Stated exercise:
From the entries below, extract every line that includes the word "index".
-- Start Material --
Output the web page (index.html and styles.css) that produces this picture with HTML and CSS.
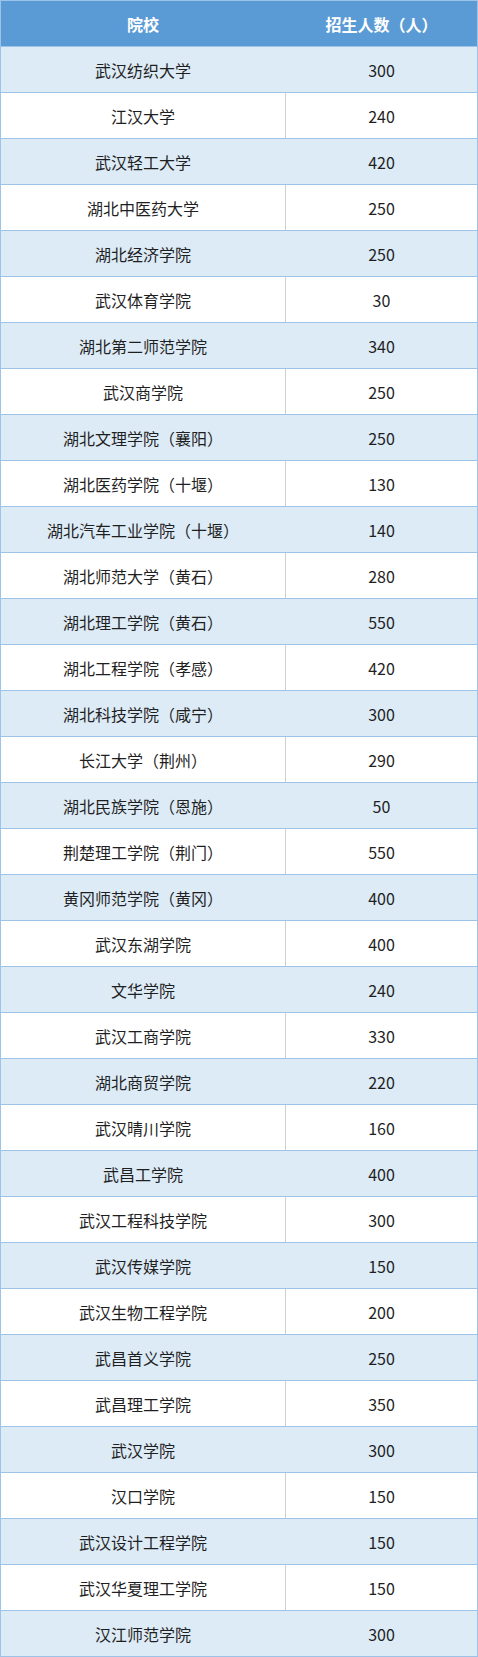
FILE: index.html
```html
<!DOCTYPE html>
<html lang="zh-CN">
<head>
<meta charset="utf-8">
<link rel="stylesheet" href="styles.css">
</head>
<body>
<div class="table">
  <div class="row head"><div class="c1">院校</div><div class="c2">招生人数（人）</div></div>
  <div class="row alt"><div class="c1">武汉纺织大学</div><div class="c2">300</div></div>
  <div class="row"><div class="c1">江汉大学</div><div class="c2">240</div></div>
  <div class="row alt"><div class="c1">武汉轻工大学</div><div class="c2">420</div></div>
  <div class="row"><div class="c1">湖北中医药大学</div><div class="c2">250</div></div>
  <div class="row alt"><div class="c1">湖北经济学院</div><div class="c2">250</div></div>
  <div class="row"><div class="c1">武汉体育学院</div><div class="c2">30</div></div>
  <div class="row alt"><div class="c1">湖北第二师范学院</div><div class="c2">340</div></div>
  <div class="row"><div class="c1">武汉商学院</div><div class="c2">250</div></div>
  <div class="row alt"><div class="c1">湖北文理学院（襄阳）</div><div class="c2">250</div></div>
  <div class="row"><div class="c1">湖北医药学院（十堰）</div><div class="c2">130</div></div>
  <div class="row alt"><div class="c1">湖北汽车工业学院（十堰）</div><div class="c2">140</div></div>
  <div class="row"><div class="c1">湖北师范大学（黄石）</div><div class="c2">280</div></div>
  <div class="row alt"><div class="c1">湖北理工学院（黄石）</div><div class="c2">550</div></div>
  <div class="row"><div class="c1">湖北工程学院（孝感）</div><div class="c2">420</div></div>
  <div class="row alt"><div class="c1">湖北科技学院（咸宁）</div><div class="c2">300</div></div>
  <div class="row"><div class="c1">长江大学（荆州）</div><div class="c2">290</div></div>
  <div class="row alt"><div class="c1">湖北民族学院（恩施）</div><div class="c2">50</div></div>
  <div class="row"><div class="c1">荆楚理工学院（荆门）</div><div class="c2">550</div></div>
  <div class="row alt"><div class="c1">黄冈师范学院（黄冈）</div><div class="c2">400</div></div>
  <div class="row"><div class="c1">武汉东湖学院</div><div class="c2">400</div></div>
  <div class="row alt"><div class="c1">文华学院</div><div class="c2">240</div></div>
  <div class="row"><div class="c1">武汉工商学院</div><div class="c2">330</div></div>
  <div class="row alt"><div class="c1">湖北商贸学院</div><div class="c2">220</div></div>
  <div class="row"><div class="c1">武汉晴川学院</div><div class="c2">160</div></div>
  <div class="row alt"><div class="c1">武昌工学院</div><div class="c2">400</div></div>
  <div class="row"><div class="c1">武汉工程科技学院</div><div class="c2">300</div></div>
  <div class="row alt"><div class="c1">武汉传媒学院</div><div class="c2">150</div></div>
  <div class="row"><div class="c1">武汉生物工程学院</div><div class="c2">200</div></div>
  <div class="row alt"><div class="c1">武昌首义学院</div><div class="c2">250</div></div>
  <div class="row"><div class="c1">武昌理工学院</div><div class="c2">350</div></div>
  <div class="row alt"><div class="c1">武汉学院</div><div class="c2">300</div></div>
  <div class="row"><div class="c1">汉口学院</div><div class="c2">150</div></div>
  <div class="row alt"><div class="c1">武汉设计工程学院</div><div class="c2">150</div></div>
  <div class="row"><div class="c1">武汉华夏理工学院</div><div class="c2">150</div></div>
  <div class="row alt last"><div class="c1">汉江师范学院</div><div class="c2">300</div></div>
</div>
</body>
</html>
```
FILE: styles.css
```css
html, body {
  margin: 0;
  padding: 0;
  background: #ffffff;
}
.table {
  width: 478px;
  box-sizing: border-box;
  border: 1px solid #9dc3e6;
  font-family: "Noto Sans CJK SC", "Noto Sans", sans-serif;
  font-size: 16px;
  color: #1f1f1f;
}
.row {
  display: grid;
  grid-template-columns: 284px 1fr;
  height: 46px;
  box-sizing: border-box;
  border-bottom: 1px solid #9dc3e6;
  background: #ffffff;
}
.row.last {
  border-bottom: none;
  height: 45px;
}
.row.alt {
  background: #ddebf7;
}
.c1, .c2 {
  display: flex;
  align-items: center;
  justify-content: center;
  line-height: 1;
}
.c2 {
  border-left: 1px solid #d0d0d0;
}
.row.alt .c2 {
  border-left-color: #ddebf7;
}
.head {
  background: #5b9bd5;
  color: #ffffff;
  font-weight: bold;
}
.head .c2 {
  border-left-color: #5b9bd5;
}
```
-- End Material --
-- Start Material --
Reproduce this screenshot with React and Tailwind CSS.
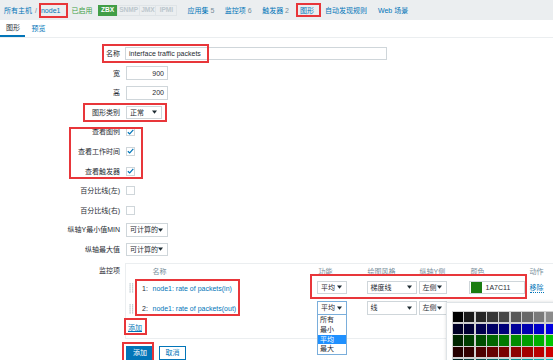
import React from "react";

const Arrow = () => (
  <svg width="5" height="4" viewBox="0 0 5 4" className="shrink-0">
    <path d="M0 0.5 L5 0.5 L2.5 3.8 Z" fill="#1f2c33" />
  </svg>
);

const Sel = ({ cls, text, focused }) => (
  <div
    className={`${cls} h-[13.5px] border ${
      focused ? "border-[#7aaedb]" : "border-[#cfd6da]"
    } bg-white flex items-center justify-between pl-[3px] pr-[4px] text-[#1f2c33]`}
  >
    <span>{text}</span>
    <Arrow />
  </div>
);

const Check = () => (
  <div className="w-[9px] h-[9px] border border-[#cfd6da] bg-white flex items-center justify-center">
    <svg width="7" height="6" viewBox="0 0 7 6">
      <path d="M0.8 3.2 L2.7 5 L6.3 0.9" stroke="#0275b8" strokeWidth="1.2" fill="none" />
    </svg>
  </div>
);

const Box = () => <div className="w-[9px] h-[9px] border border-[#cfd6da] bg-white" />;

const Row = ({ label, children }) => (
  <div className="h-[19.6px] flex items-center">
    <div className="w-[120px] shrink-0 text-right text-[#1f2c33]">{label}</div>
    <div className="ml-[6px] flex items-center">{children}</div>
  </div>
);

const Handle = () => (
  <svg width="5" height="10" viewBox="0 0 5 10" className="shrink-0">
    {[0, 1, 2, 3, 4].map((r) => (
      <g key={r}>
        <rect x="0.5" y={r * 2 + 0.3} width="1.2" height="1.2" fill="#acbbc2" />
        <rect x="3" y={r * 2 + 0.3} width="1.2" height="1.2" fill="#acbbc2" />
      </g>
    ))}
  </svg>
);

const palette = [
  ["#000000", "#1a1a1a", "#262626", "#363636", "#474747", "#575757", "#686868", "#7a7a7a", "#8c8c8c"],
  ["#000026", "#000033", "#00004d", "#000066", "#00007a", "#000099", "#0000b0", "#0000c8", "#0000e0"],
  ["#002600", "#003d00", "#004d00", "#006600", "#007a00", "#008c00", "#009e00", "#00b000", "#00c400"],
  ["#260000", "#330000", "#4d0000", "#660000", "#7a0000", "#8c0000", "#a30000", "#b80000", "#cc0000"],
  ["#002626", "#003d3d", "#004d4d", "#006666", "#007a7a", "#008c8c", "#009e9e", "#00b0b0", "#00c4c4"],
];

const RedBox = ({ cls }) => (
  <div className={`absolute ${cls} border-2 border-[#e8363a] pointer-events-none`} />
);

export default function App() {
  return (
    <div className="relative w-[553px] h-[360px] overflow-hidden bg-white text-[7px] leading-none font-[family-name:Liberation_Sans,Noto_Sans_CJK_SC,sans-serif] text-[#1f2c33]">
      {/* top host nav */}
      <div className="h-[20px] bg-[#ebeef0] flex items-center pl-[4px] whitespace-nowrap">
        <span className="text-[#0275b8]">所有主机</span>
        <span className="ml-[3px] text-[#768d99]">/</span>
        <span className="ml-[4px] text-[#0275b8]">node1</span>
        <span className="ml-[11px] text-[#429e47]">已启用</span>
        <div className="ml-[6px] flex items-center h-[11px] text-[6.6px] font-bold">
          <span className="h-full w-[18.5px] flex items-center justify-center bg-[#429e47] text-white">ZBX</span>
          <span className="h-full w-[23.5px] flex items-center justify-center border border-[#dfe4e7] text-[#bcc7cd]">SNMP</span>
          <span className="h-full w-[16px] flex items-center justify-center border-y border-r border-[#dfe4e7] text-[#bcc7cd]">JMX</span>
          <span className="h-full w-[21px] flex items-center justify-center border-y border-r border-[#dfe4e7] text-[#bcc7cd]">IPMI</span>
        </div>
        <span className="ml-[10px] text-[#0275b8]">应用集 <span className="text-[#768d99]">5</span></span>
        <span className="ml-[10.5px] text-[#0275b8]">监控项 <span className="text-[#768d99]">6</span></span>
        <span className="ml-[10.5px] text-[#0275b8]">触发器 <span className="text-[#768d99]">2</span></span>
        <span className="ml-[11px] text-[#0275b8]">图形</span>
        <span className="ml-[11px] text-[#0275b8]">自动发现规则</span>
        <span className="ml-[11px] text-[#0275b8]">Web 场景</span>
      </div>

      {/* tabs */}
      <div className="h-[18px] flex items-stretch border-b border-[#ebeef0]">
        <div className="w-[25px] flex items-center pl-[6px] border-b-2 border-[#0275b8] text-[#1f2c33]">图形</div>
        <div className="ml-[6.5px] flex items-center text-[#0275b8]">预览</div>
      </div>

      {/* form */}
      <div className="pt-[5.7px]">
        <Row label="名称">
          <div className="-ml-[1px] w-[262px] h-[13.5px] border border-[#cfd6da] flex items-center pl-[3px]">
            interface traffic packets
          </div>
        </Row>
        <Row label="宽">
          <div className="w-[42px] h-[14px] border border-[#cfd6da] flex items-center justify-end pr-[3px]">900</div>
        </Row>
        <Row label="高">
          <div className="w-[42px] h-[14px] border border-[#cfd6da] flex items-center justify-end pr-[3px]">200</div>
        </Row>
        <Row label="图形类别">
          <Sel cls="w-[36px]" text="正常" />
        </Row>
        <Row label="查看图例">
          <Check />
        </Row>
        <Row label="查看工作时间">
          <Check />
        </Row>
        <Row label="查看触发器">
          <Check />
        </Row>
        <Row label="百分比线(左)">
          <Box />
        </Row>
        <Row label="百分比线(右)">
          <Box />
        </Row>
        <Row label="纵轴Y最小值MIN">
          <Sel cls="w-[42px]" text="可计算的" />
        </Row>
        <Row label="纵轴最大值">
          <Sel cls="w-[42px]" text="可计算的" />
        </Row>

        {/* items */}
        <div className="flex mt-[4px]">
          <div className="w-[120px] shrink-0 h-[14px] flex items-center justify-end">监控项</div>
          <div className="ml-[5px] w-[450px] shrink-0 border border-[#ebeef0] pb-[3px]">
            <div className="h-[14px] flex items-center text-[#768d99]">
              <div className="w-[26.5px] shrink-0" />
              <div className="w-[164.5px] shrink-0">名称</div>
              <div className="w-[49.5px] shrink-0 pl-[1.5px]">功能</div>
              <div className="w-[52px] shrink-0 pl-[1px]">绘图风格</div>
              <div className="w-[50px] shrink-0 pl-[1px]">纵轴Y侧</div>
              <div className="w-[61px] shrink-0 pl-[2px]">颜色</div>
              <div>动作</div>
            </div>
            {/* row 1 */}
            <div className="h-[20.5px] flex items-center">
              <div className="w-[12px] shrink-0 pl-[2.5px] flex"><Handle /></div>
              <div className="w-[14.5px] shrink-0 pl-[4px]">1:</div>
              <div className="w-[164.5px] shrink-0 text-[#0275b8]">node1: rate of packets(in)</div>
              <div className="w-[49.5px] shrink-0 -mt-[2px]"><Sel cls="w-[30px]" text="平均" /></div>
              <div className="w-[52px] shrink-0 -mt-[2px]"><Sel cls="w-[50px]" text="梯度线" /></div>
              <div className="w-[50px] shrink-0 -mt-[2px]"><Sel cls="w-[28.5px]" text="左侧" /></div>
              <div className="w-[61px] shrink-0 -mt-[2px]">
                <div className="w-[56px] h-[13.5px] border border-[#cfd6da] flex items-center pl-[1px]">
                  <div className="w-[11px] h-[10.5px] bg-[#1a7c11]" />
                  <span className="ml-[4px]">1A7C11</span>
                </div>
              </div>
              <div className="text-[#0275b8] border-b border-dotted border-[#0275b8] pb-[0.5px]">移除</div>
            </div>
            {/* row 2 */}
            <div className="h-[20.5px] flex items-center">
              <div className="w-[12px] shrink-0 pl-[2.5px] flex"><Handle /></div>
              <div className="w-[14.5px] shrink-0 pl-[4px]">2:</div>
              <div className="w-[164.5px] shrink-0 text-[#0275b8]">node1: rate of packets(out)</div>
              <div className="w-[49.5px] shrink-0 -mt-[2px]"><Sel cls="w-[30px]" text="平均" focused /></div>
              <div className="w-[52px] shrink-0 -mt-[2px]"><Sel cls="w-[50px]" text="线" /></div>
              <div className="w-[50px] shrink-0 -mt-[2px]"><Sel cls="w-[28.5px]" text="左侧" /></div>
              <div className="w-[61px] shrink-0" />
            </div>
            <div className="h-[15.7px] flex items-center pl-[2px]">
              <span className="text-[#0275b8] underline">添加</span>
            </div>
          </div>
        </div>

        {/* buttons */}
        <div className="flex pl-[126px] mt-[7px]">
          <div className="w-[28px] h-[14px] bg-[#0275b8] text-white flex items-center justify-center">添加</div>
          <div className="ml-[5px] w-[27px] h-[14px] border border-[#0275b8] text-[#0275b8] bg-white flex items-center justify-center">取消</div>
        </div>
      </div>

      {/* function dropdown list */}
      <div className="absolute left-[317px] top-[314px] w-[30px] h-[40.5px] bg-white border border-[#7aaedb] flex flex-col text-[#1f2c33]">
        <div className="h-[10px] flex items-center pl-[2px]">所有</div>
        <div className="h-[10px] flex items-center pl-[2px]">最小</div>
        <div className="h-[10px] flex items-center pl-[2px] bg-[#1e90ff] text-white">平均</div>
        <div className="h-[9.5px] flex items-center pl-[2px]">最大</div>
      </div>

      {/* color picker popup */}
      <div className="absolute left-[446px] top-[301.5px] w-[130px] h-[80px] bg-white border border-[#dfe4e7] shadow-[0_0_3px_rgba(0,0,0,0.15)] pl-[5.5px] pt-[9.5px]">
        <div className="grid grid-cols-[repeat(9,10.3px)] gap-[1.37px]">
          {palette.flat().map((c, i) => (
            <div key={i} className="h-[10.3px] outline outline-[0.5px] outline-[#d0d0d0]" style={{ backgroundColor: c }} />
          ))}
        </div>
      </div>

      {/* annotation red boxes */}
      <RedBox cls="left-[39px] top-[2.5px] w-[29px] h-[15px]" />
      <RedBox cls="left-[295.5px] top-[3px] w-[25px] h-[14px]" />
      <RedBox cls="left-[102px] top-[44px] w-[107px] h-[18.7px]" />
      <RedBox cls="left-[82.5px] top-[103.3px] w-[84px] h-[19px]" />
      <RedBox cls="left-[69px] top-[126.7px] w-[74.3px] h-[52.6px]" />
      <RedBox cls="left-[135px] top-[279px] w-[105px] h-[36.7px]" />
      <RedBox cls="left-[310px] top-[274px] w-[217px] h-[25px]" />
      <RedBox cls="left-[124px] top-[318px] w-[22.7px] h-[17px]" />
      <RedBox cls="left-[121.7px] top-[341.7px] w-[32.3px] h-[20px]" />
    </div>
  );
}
-- End Material --
Answer to this exercise:
Output the web page (index.html and styles.css) that produces this picture with HTML and CSS.
FILE: index.html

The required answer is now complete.